Kamis, 05 Februari 2015

Belajar dari Kisah Mahabharata

Sumber: Mbah Gugel
Tak ada manusia yang benar - benar hitam, pun yang benar - benar putih. Gambaran itulah yang saya tangkap dengan epos besar bangsa India : Mahabharata. Karya Begawan Wiyasa yang tersohor ke seluruh penjuru dunia itu masih kita rasakan keterkaitan dengan kehidupan sekarang.

Tentu kita sangat familiar dengan kata-kata. "Jangan Sekali-kali Melupakan Sejarah". Seperti yang dikatakan para ahli, sejarah akan selalu berulang. Paling tidak dengan pola yang sama tetapi pelaku berbeda. Tak pernah terbayangkan sebelumnya bagaimana ketamakan, kesombongan, keangkuhan, perebutan kekuasaan, pengkhianatan, pembiaran sudah terjadi berabad-abad yang lalu lewat kisah Mahabharata. 


Dalam kisah Mahabharata, takkan kita temui tokoh yang benar-benar putih ataupun hitam. Seperti itulah manusia, di balik kebaikannya selama ini, tersimpan kejahatan yang sangat rapi. Sebaliknya di balik kejahatan seseorang, sering kita rasakan kasih yang suci. 


Sering kita lihat, bagaimana kesepakatan yang disepakati, dilanggar demi ego dan kepentingan sendiri. "Ojo kagetan" kata orang Jawa. Dalam perang Bharatayuda, pihak Pandawa dan Kurawa sepakat dengan aturan-aturan perang. Namun dalam implementasinya, aturan tinggalah aturan. Demi tujuan, licik dan curang diperkenankan. Tentu kita masih ingat bagaimana Bima menghabisi Duryudana dengan melanggar aturan perang yaitu tidak boleh menyerang bagian tubuh bawah perut. Saat perang Bima meremukkan paha Duryudana karena terikat sumpah Bima sendiri. Seperti itukah seharusnya kita bersikap? 

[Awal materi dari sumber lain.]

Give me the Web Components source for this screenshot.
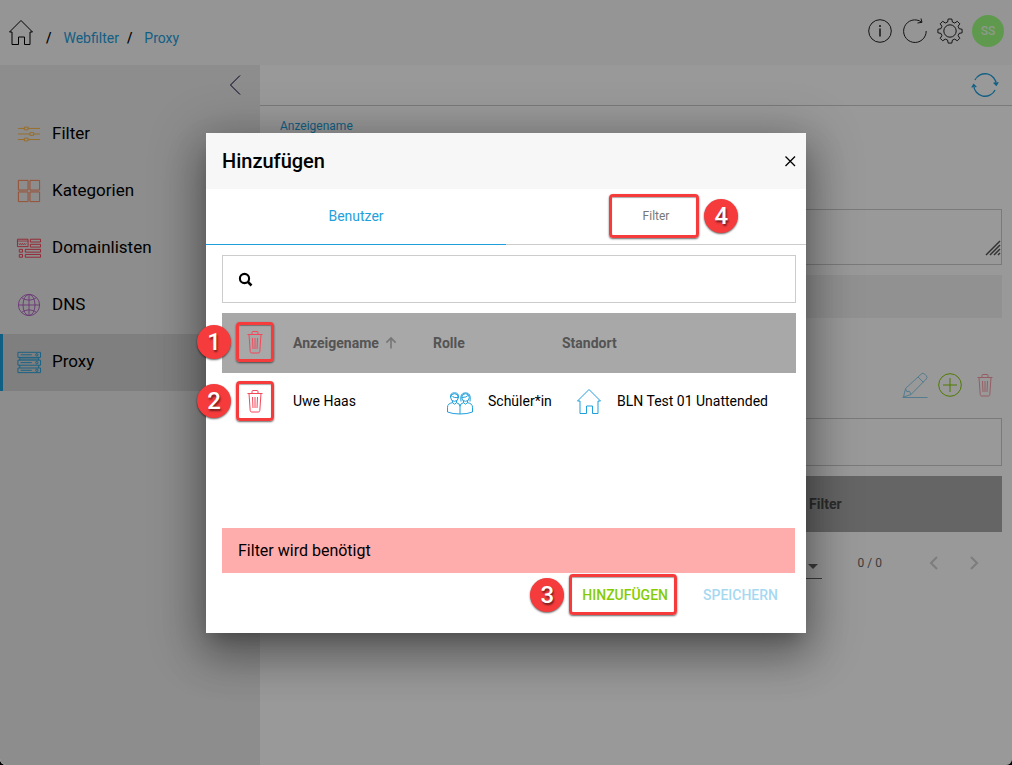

Sejak jaman Mahabharata, sudah ada peran perempuan dalam perebutan kekuasaan. Di dalam sistem oligharki, memang peran perempuan cenderung sebagai "pemuas" belaka. Namun jangan dilupakan bagaimana peran Kunti dalam memompa semangat Pandawa untuk fokus merebut kekuasaan. Peran itu akhirnya diteruskan oleh Drupadi. Di era sekarang ini peran perempuan semakin kentara dalam perebutan kekuasaan. Bahkan ada ungkapan satire : "Maju mundurnya sebuah negara tergantung pada ibu negara". Ibu negara yang dimaksud sebenarnya ya para perempuan itu sendiri. 


Sumber: mahabrata.wordpress.com
Masih tentang perempuan. Di akhir perang Yudhistira mengutuk perempuan bahwa "perempuan takkan pernah bisa menyimpan rahasia". Kepada laki-laki, sebaiknya jangan pernah cerita rahasia kepada perempuan karena dijamin mereka takkan pernah bisa menyimpannya. hehehe.. Piss girls!!!


Bagaimanapun, dengan alasan apapun, perang hanya akan menghadirkan kesengsaraan. Mungkin, sisi positif dari perang adalah berkurangnya populasi manusia yang akan meringankan beban dunia. Mungkin .... !!!